▸ WRITTEN PROBLEM: Extract each line bearing the word "this".

[Code that builds pages]
* * * * *

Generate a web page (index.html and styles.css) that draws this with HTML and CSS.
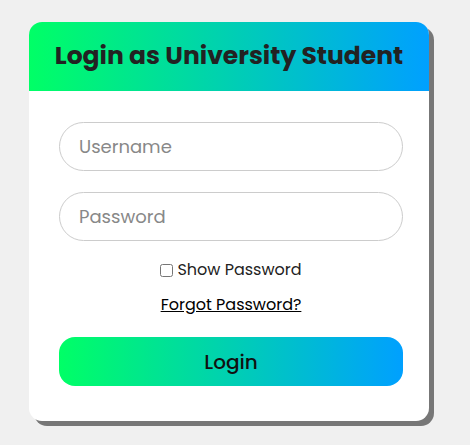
FILE: index.html
```html
<html>
  <head>
    <meta charset="UTF-8">
    <link rel="stylesheet" href="styles.css">
    <title>Student Login</title>
  </head>
  <body>
    <div class="login_box">
      <div class="login_head">Login as University Student</div>
      <form class="login_form">
        <input class="field" type="text" placeholder="Username">
        <input class="field" type="password" placeholder="Password">
        <label class="show_pw"><input type="checkbox"> Show Password</label>
        <a class="forgot" href="#">Forgot Password?</a>
        <button class="btn" type="button">Login</button>
      </form>
    </div>
  </body>
</html>
```

FILE: styles.css
```css
body{
  margin: 0;
  padding: 22px 0 0 29px;
  background: #f0f0f0;
  font-family: Poppins, "Open Sans", "Noto Sans", sans-serif;
}
.login_box{
  width: 400px;
  background: #fff;
  border-radius: 13px;
  box-shadow: 5px 5px 0 #777;
  overflow: hidden;
}
.login_head{
  height: 69px;
  line-height: 68px;
  text-align: center;
  font-size: 25px;
  font-weight: 700;
  color: #222;
  background: linear-gradient(to right, #00ff66, #00a0ff);
}
.login_form{
  margin: 0;
  padding: 31px 26px 35px 30px;
  display: flex;
  flex-direction: column;
  align-items: center;
}
.field{
  box-sizing: border-box;
  width: 100%;
  height: 49px;
  margin-bottom: 21px;
  padding: 0 19px;
  border: 1px solid #ccc;
  border-radius: 25px;
  font-family: inherit;
  font-size: 18px;
  color: #333;
  outline: none;
}
.field::placeholder{
  color: #888;
}
.field:last-of-type{
  margin-bottom: 17px;
}
.show_pw{
  font-size: 16px;
  line-height: 24px;
  color: #222;
  display: flex;
  align-items: center;
}
.show_pw input{
  margin: 0 4px 0 0;
  width: 13px;
  height: 13px;
}
.forgot{
  margin-top: 11px;
  font-size: 16px;
  line-height: 24px;
  color: #000;
}
.btn{
  margin-top: 20px;
  width: 100%;
  height: 49px;
  border: none;
  border-radius: 16px;
  font-family: inherit;
  font-size: 20px;
  font-weight: 500;
  color: #111;
  background: linear-gradient(to right, #00ff66, #00a0ff);
}
```
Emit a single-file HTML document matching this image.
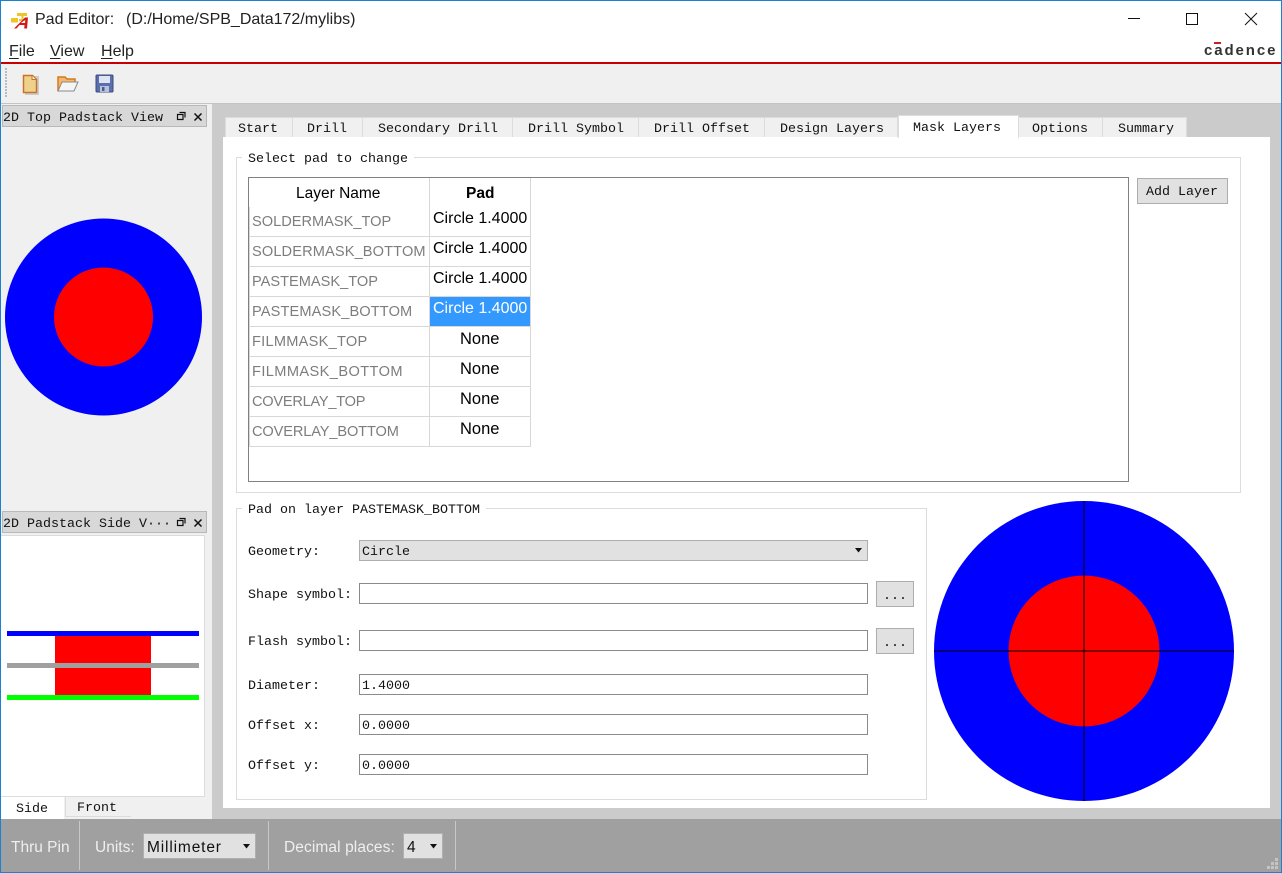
<!DOCTYPE html>
<html><head><meta charset="utf-8"><title>Pad Editor</title>
<style>
html,body{margin:0;padding:0;background:#fff}
#w{position:relative;width:1282px;height:873px;overflow:hidden;background:#f0f0f0;font-family:"Liberation Sans",sans-serif;color:#000}
#w div,#w span.a,#w svg{position:absolute}
.s{white-space:nowrap;font-size:15px;line-height:20px;height:20px;margin-top:1px}
.m{white-space:nowrap;font-family:"Liberation Mono",monospace;font-size:13.33px;line-height:16px;height:16px;color:#111;margin-top:2px}
.tab{top:117px;height:20px;background:#f0f0f0;border:1px solid #dcdcdc;border-bottom:none;box-sizing:border-box}
#w .gl{color:#7d7d7d;font-size:14.6px;margin-top:0}
#w .st{margin-top:2px;font-size:15.5px}
.ln{background:#d8d8d8}
.inp{left:359px;width:509px;height:21px;background:#fff;border:1px solid #8a8a8a;box-sizing:border-box}
.btn{left:876px;width:38px;height:26px;background:#e1e1e1;border:1px solid #adadad;box-sizing:border-box}
u{text-decoration:underline;text-underline-offset:2px}
</style></head><body><div id="w">
<!-- title bar -->
<div style="left:0;top:0;width:1282px;height:62px;background:#fff"></div>
<svg style="left:10px;top:8px" width="22" height="21" viewBox="0 0 22 21">
<path d="M7 5h10v3h-3.500v3H17v2H9v-2h2.500V8H7z" fill="#eec426"/><path d="M1 10h7v4.500H1z" fill="#eec426"/>
<path d="M4 20.500L15 9.500h3l-1 11h-2.800l.3-3.500H9.500l-3 3.500zM11 15h4l.4-3.500z" fill="#d4181c"/>
</svg>
<div class="s" style="left:35px;top:9px;font-size:16px;color:#222">Pad Editor:</div>
<div class="s" style="left:126px;top:9px;font-size:16px;color:#222">(D:/Home/SPB_Data172/mylibs)</div>
<svg style="left:1120px;top:7px" width="150" height="24" viewBox="0 0 150 24" fill="none" stroke="#111" stroke-width="1">
<path d="M8 11.500H20"/><path d="M66.500 6.500h11v11h-11z"/><path d="M125 6l12 12M137 6l-12 12"/>
</svg>
<div class="s" style="left:9px;top:41px;font-size:16px;color:#222"><u>F</u>ile</div>
<div class="s" style="left:50px;top:41px;font-size:16px;color:#222"><u>V</u>iew</div>
<div class="s" style="left:101px;top:41px;font-size:16px;color:#222"><u>H</u>elp</div>
<div class="s" style="left:1204px;top:40px;font-size:15px;font-weight:bold;letter-spacing:1.900px;color:#333;width:78px">cadence</div>
<div style="left:1214px;top:42px;width:7px;height:2px;background:#c8202a"></div>
<div style="left:1px;top:62px;width:1280px;height:2px;background:#c80000"></div>
<!-- toolbar -->
<div style="left:1px;top:64px;width:1280px;height:39px;background:#f0f0f0"></div>
<div style="left:5px;top:68px;width:2px;height:30px;background:repeating-linear-gradient(#bbb 0 2px,transparent 2px 3px)"></div>
<svg style="left:20px;top:73px" width="20" height="22" viewBox="0 0 20 22">
<rect x="5" y="3" width="14" height="19" fill="#ccc"/>
<path d="M3.500 2.500h9l4 4v13h-13z" fill="#eed28c" stroke="#c9722a" stroke-width="1.500"/>
<path d="M12 2.500v4h4" fill="#fff3d0" stroke="#c9722a"/>
</svg>
<svg style="left:56px;top:73px" width="24" height="22" viewBox="0 0 24 22">
<path d="M2 18V4h7l2 2h8v4" fill="#f6b868" stroke="#d07a20" stroke-width="1.500"/>
<path d="M2 18l4-9h16l-4 9z" fill="#f5f5f5" stroke="#8a8a8a"/>
</svg>
<svg style="left:95px;top:74px" width="20" height="20" viewBox="0 0 20 20">
<rect x="1" y="1" width="17" height="17" rx="1" fill="#5a6fae" stroke="#3c4a7c"/>
<rect x="4" y="2" width="11" height="7" fill="#dfe4f2"/>
<rect x="5" y="12" width="9" height="6" fill="#b9c1d8"/><rect x="7" y="13" width="2.500" height="4" fill="#4a5a90"/>
</svg>
<div style="left:1px;top:103px;width:1280px;height:1px;background:#c4c4c4"></div>
<!-- main -->
<div style="left:212px;top:104px;width:1069px;height:715px;background:#cbcbcb"></div>
<div style="left:223px;top:137px;width:1047px;height:671px;background:#fff"></div>
<!-- tabs -->
<div class="tab" style="left:225px;width:68px"></div><div class="m" style="left:238px;top:120px">Start</div>
<div class="tab" style="left:292px;width:71px"></div><div class="m" style="left:307px;top:120px">Drill</div>
<div class="tab" style="left:362px;width:151px"></div><div class="m" style="left:378px;top:120px">Secondary Drill</div>
<div class="tab" style="left:512px;width:127px"></div><div class="m" style="left:528px;top:120px">Drill Symbol</div>
<div class="tab" style="left:638px;width:127px"></div><div class="m" style="left:654px;top:120px">Drill Offset</div>
<div class="tab" style="left:764px;width:134px"></div><div class="m" style="left:780px;top:120px">Design Layers</div>
<div class="tab" style="left:898px;top:115px;width:121px;height:23px;background:#fff;border-color:#dcdcdc"></div><div class="m" style="left:913px;top:119px">Mask Layers</div>
<div class="tab" style="left:1018px;width:85px"></div><div class="m" style="left:1032px;top:120px">Options</div>
<div class="tab" style="left:1102px;width:85px"></div><div class="m" style="left:1118px;top:120px">Summary</div>
<!-- group select -->
<div style="left:236px;top:157px;width:1005px;height:336px;border:1px solid #dcdcdc;box-sizing:border-box"></div>
<div class="m" style="left:242px;top:150px;background:#fff;padding:0 6px">Select pad to change</div>
<div style="left:248px;top:177px;width:881px;height:305px;border:1px solid #808080;box-sizing:border-box;background:#fff"></div>
<div class="ln" style="left:429px;top:178px;width:1px;height:268px"></div>
<div class="ln" style="left:530px;top:178px;width:1px;height:268px"></div>
<div class="ln" style="left:249px;top:207px;width:1px;height:239px"></div>
<div class="ln" style="left:249px;top:236px;width:282px;height:1px"></div>
<div class="ln" style="left:249px;top:266px;width:282px;height:1px"></div>
<div class="ln" style="left:249px;top:296px;width:282px;height:1px"></div>
<div class="ln" style="left:249px;top:326px;width:282px;height:1px"></div>
<div class="ln" style="left:249px;top:356px;width:282px;height:1px"></div>
<div class="ln" style="left:249px;top:386px;width:282px;height:1px"></div>
<div class="ln" style="left:249px;top:416px;width:282px;height:1px"></div>
<div class="ln" style="left:249px;top:446px;width:282px;height:1px"></div>
<div style="left:430px;top:297px;width:100px;height:29px;background:#3399ff"></div>
<div class="s" style="left:296px;top:183px;font-size:15.500px">Layer Name</div>
<div class="s" style="left:466px;top:183px;font-size:15.500px;font-weight:bold">Pad</div>
<div class="s gl" style="left:252px;top:212px">SOLDERMASK_TOP</div>
<div class="s gl" style="left:252px;top:242px;letter-spacing:.12px">SOLDERMASK_BOTTOM</div>
<div class="s gl" style="left:252px;top:272px">PASTEMASK_TOP</div>
<div class="s gl" style="left:252px;top:302px;letter-spacing:.12px">PASTEMASK_BOTTOM</div>
<div class="s gl" style="left:252px;top:332px;letter-spacing:.25px">FILMMASK_TOP</div>
<div class="s gl" style="left:252px;top:362px;letter-spacing:.4px">FILMMASK_BOTTOM</div>
<div class="s gl" style="left:252px;top:392px;letter-spacing:-.25px">COVERLAY_TOP</div>
<div class="s gl" style="left:252px;top:422px;letter-spacing:-.13px">COVERLAY_BOTTOM</div>
<div class="s" style="left:433px;top:208px;font-size:16px">Circle 1.4000</div>
<div class="s" style="left:433px;top:238px;font-size:16px">Circle 1.4000</div>
<div class="s" style="left:433px;top:268px;font-size:16px">Circle 1.4000</div>
<div class="s" style="left:433px;top:298px;font-size:16px;color:#fff">Circle 1.4000</div>
<div class="s" style="left:460px;top:328px;font-size:16.500px">None</div>
<div class="s" style="left:460px;top:358px;font-size:16.500px">None</div>
<div class="s" style="left:460px;top:388px;font-size:16.500px">None</div>
<div class="s" style="left:460px;top:418px;font-size:16.500px">None</div>
<div style="left:1137px;top:178px;width:91px;height:26px;background:#e1e1e1;border:1px solid #adadad;box-sizing:border-box"></div>
<div class="m" style="left:1146px;top:183px">Add Layer</div>
<!-- pad group -->
<div style="left:236px;top:508px;width:691px;height:292px;border:1px solid #dcdcdc;box-sizing:border-box"></div>
<div class="m" style="left:242px;top:501px;background:#fff;padding:0 6px">Pad on layer PASTEMASK_BOTTOM</div>
<div class="m" style="left:248px;top:543px">Geometry:</div>
<div class="m" style="left:248px;top:586px">Shape symbol:</div>
<div class="m" style="left:248px;top:633px">Flash symbol:</div>
<div class="m" style="left:248px;top:677px">Diameter:</div>
<div class="m" style="left:248px;top:717px">Offset x:</div>
<div class="m" style="left:248px;top:757px">Offset y:</div>
<div class="inp" style="top:540px;background:#e1e1e1;border-color:#adadad"></div>
<div class="m" style="left:362px;top:543px">Circle</div>
<svg style="left:855px;top:548px" width="7" height="5"><path d="M0 0h7L3.500 4.500z" fill="#111"/></svg>
<div class="inp" style="top:583px"></div>
<div class="inp" style="top:630px"></div>
<div class="inp" style="top:674px"></div><div class="m" style="left:362px;top:677px">1.4000</div>
<div class="inp" style="top:714px"></div><div class="m" style="left:362px;top:717px">0.0000</div>
<div class="inp" style="top:754px"></div><div class="m" style="left:362px;top:757px">0.0000</div>
<div class="btn" style="top:581px"></div><div class="m" style="left:883px;top:587px">...</div>
<div class="btn" style="top:628px"></div><div class="m" style="left:883px;top:634px">...</div>
<!-- big preview -->
<svg style="left:930px;top:497px" width="310" height="310" viewBox="0 0 310 310">
<circle cx="154" cy="154" r="150" fill="#00f"/>
<circle cx="154" cy="154" r="75.500" fill="#f00"/>
<path d="M4 154H304M154 4V304" stroke="#000" stroke-width="1"/>
</svg>
<!-- left dock -->
<div style="left:2px;top:105px;width:205px;height:22px;background:#d8d8d8;border:1px solid #b8b8b8;box-sizing:border-box"></div>
<div class="m" style="left:3px;top:109px">2D Top Padstack View</div>
<svg style="left:175px;top:110px" width="28" height="13" fill="none" stroke="#111">
<path d="M4.500 2.500h5.500v5M2.500 4.500h5.500v5h-5.500z" stroke-width="1.200"/><path d="M19.500 3.500l7 7M26.500 3.500l-7 7" stroke-width="1.500"/>
</svg>
<svg style="left:1px;top:210px" width="210" height="215">
<circle cx="102.500" cy="107" r="98.500" fill="#00f"/><circle cx="102.500" cy="107" r="49.500" fill="#f00"/>
</svg>
<div style="left:2px;top:511px;width:205px;height:22px;background:#d8d8d8;border:1px solid #b8b8b8;box-sizing:border-box"></div>
<div class="m" style="left:3px;top:515px">2D Padstack Side V···</div>
<svg style="left:175px;top:516px" width="28" height="13" fill="none" stroke="#111">
<path d="M4.500 2.500h5.500v5M2.500 4.500h5.500v5h-5.500z" stroke-width="1.200"/><path d="M19.500 3.500l7 7M26.500 3.500l-7 7" stroke-width="1.500"/>
</svg>
<div style="left:1px;top:535px;width:204px;height:262px;background:#fff;border:1px solid #dcdcdc;border-left:none;box-sizing:border-box"></div>
<div style="left:55px;top:635px;width:96px;height:60px;background:#f00"></div>
<div style="left:7px;top:631px;width:192px;height:5px;background:#00f"></div>
<div style="left:7px;top:663px;width:192px;height:5px;background:#a0a0a0"></div>
<div style="left:7px;top:695px;width:192px;height:5px;background:#0f0"></div>
<div style="left:1px;top:797px;width:63px;height:22px;background:#fff"></div>
<div class="m" style="left:16px;top:801px;margin-top:1px">Side</div>
<div style="left:65px;top:797px;width:66px;height:20px;background:#f0f0f0;border-left:1px solid #dcdcdc;border-bottom:1px solid #dcdcdc;box-sizing:border-box"></div>
<div class="m" style="left:77px;top:800px;margin-top:1px">Front</div>
<!-- status bar -->
<div style="left:1px;top:819px;width:1280px;height:53px;background:#a0a0a0"></div>
<div style="left:79px;top:821px;width:1px;height:49px;background:#c8c8c8"></div>
<div style="left:268px;top:821px;width:1px;height:49px;background:#c8c8c8"></div>
<div style="left:455px;top:821px;width:1px;height:49px;background:#c8c8c8"></div>
<div class="s st" style="left:11px;top:836px;color:#efefef">Thru Pin</div>
<div class="s st" style="left:95px;top:836px;color:#efefef">Units:</div>
<div style="left:143px;top:833px;width:113px;height:26px;background:#e1e1e1;border:1px solid #b0b0b0;box-sizing:border-box"></div>
<div class="s st" style="left:147px;top:836px;color:#111;letter-spacing:.85px">Millimeter</div>
<svg style="left:243px;top:844px" width="7" height="5"><path d="M0 0h7L3.500 4.500z" fill="#111"/></svg>
<div class="s st" style="left:284px;top:836px;color:#efefef;letter-spacing:.1px">Decimal places:</div>
<div style="left:403px;top:833px;width:40px;height:26px;background:#e1e1e1;border:1px solid #b0b0b0;box-sizing:border-box"></div>
<div class="s st" style="left:407px;top:836px;color:#111">4</div>
<svg style="left:430px;top:844px" width="7" height="5"><path d="M0 0h7L3.500 4.500z" fill="#111"/></svg>
<svg style="left:1267px;top:858px" width="12" height="12" fill="#c4c4c4">
<rect x="8" y="0" width="3" height="3"/><rect x="4" y="4" width="3" height="3"/><rect x="8" y="4" width="3" height="3"/><rect x="0" y="8" width="3" height="3"/><rect x="4" y="8" width="3" height="3"/><rect x="8" y="8" width="3" height="3"/>
</svg>
<!-- window border -->
<div style="left:0;top:0;width:1282px;height:1px;background:#1b82d2"></div>
<div style="left:0;top:872px;width:1282px;height:1px;background:#1b82d2"></div>
<div style="left:0;top:0;width:1px;height:873px;background:#1b82d2"></div>
<div style="left:1281px;top:0;width:1px;height:873px;background:#1b82d2"></div>
</div></body></html>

* * * * *

▸ RESULT OF THE EXERCISE:
Generate a web page (index.html and styles.css) that draws this with HTML and CSS.
Emit a single-file HTML document matching this image.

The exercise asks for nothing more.